Multidimensional modal analysis of nonlinear sloshing in a rectangular tank with finite water depth

The discrete infinite-dimensional modal system describing nonlinear sloshing of an incompressible fluid with irrotational flow partially occupying a tank performing an arbitrary three-dimensional motion is derived in general form. The tank has vertical walls near the free surface and overturning waves are excluded. The derivation is based on the Bateman-Luke variational principle. The free surface motion and velocity potential are expanded in generalized Fourier series. The derived infinite-dimensional modal system couples generalized time-dependent coordinates of free surface elevation and the velocity potential. The procedure is not restricted by any order of smallness.

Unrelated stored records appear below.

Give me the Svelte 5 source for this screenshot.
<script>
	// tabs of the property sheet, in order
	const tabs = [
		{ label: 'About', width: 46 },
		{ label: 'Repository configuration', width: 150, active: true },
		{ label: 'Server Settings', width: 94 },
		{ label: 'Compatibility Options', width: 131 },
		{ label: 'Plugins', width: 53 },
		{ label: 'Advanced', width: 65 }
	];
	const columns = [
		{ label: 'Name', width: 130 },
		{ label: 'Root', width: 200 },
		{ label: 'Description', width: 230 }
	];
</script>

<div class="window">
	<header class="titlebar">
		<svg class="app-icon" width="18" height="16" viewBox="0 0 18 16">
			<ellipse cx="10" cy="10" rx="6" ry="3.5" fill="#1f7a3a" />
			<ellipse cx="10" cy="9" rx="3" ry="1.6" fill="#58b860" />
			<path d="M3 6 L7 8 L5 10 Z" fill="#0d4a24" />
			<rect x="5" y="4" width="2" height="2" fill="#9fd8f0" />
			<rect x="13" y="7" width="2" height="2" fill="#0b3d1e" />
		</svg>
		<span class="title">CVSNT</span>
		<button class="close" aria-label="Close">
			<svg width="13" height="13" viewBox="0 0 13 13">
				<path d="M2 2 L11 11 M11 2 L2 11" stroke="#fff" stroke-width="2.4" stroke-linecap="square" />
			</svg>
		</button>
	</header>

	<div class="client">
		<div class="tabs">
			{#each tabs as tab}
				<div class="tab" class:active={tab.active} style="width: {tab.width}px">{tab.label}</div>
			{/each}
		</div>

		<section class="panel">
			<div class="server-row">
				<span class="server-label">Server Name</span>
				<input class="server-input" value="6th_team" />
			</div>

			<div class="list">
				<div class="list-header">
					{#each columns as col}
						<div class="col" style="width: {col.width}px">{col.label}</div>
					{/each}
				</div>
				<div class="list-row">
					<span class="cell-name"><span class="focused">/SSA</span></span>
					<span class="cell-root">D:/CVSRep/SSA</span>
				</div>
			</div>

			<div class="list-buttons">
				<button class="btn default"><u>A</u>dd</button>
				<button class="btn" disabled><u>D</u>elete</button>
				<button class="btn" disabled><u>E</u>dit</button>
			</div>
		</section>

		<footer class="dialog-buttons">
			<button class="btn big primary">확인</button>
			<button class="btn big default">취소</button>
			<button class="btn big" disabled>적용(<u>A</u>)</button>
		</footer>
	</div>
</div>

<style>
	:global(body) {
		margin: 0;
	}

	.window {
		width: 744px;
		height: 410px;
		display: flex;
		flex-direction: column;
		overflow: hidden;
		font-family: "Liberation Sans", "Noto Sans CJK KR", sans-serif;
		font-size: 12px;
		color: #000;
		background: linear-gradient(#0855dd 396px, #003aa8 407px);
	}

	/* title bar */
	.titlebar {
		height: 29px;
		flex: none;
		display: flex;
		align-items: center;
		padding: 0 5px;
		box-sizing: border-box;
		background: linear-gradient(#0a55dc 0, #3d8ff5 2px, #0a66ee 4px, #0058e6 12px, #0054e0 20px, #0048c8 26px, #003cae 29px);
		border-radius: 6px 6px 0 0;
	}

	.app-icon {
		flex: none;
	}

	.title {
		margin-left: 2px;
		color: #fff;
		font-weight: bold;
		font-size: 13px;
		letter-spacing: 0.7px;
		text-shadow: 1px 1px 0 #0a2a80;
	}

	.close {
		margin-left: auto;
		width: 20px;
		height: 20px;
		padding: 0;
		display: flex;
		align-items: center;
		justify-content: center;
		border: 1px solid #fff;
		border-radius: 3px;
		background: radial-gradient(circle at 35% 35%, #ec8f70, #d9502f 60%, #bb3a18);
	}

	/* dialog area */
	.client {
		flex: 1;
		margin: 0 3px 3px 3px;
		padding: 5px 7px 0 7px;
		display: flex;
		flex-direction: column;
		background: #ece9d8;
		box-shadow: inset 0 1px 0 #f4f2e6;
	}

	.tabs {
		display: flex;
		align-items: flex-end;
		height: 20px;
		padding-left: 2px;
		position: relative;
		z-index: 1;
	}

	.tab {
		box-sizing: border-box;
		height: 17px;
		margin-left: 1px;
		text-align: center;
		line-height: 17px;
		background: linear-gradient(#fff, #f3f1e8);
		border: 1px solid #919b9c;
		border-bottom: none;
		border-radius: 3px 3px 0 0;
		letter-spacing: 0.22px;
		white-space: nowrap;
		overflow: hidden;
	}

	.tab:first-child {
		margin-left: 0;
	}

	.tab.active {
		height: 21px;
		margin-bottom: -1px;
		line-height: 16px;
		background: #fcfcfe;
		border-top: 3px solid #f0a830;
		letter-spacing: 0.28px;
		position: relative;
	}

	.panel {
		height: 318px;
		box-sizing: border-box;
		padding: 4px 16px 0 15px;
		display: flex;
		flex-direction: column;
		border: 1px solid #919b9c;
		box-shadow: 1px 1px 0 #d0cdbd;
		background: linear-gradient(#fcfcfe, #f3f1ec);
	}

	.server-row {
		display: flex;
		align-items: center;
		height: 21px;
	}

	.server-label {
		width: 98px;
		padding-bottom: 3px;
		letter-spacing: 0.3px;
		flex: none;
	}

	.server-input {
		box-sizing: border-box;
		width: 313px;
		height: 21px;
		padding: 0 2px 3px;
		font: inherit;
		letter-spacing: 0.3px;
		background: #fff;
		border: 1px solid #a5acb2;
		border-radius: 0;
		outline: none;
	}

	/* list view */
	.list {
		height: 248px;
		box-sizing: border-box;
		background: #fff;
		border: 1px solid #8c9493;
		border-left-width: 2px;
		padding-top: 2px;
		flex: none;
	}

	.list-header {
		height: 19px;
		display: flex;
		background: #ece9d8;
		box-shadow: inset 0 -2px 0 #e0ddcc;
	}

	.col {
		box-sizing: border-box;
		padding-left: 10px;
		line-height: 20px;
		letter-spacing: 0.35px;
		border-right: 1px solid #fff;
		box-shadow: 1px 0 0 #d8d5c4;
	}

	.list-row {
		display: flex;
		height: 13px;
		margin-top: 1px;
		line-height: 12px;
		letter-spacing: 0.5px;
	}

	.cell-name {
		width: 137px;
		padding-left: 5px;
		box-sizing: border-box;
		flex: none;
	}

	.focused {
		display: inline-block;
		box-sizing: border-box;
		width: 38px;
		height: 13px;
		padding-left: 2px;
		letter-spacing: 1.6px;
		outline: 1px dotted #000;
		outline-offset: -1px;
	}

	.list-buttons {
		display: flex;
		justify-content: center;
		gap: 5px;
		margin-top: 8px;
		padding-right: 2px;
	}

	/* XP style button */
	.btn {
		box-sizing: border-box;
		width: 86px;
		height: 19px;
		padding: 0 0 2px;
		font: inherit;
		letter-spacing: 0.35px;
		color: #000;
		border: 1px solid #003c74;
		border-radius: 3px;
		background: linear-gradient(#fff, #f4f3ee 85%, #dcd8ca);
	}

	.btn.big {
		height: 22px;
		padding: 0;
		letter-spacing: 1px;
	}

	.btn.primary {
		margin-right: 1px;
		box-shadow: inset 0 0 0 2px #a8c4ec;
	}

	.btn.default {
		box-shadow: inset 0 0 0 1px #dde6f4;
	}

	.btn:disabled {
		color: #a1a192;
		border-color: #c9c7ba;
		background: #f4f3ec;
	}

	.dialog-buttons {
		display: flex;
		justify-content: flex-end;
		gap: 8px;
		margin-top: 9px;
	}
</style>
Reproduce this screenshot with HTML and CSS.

The general multidimensional structure of the equations is approximated to analyse sloshing in a rectangular tank with finite water depth. The amplitude-frequency response is consistent with the fifth-order steady-state solutions by Waterhouse (1994). The theory is validated by new experimental results. It is shown that transients and associated nonlinear beating are important. An initial variation of excitation periods is more important than initial conditions. The theory is invalid when either the water depth is small or water impacts heavily on the tank ceiling. Alternative expressions for hydrodynamic loads are presented. The procedure facilitates simulations of a coupled vehicle-fluid system.